Lighthouse failing to show accurate results for performance section when tested multiple times.
I have tested https://hn-polymer-2.firebaseapp.com/ three times in my browser. I got 3 different results for performance section which are not even close enough though. Performance is an important feature for any PWA app. It would be nice to see consistent results or close enough results when a particular website tested several times. Otherwise it is very difficult to understand how PWA app is performance and improve performance. Or If Internet speed is not good enough to analyse interactive speed or first paint, it would nice to see information like Slow Network connection performance might be varying.

Expected
Performance calculated should same even if report generated multiple times for a same website

Actual
Performance results are varying and not same every time when reports are generated multiple times.

Attached some of lighthouse screenshots for https://hn-polymer-2.firebaseapp.com, when tested multiple times.

Thanks.

bhargavkonkathi on 28 Apr 2018

@bhargavkonkathi have you followed all the guidance for reducing variability in our scoring docs? 2 of those 3 runs look like external interference. If you have other software on your system that makes pages load irregularly that is what Lighthouse will observe and report.

Also note that if you're running with DevTools/Chrome Extension, the tab will need to be a visible window the entire duration of the audit or results will be skewed by backgrounding.

patrickhulce on 30 Apr 2018

I very much appreciate what Lighthouse is attempting to accomplish. I have many clients who I help with frontend performance. Lighthouse has the potential to make frontend timing more available and understandable.

That being said, the wide variance degrades the usefulness of the tool. Are there plans to allow user to increase n? Even more so than backend benchmarking, frontend benchmarking varies incredibly from request to request, depending on local CPU, network congestion, the stars aligning, etc. An n of requests less than 20 seems unideal. An n of 1 is asking for wildly varying results...

Lighthouse should probably also clearly say "hey, don't touch your computer while we benchmark" — I've noticed that if I keep browsing and using my computer, I can slow down and skew a result by 1.5-3x...

For the moment, I'm cautioning my clients when they come to me with Lighthouse runs. People are also not really clear about the throttling (that Lighthouse is showing a "worst case" scenario, which is awesome). I tell them to run it multiple times, to not touch their computer, and that webpagetest.org is their best bet for stable results (even with 9 runs the variance can be kinda crazy!)

In short, I love the user friendliness of the tool. I'd love to see support for multiple requests in Lighthouse so we can also see some stability in results!

sudara on 30 Apr 2018

👍3

Also note that if you're running with DevTools/Chrome Extension, the tab will need to be a visible window the entire duration of the audit or results will be skewed by backgrounding.

This might be super valuable information to tell users immediately, right after hitting "Run Audit"...

sudara on 30 Apr 2018

@patrickhulce Yes, I have followed the scoring docs.

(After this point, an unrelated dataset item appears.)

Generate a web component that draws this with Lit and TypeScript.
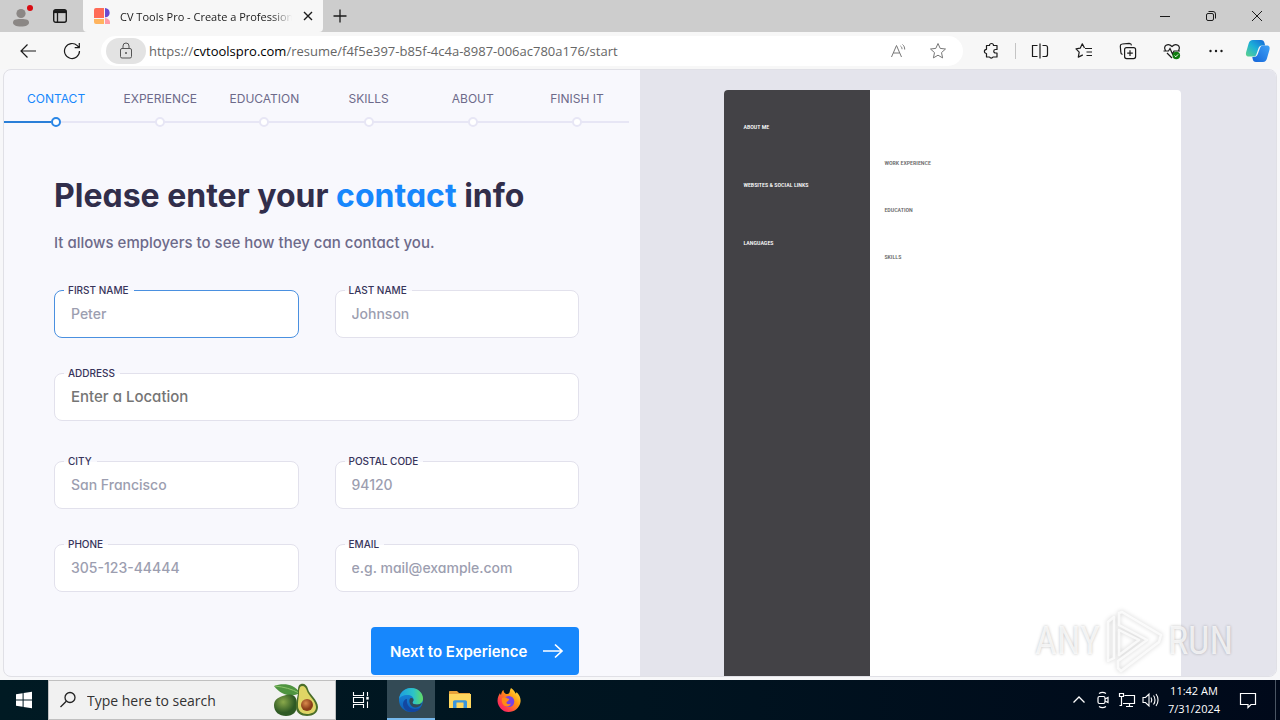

Also I didn't closed window for entire duration of audit. I have tested many times same websites, I saw variation in results.
Thanks.

bhargavkonkathi on 1 May 2018

@sudara the initiative you're describing is tracked by #4204 (codename smoothhouse) which will run LH multiple times and combine the results.

In v3 our default mode of operation will be using a different performance engine that should cut variance by about 50%. Note there will always be a trade-off between realism and stability, the real world has a high amount of variance and so do all observed methods of performance measurement. Removing the variance is therefore removing an element of realism, and we're attempting to balance the two concerns thoughtfully.

If you'd like to learn more about this, there's a detailed document where you can read all about our findings.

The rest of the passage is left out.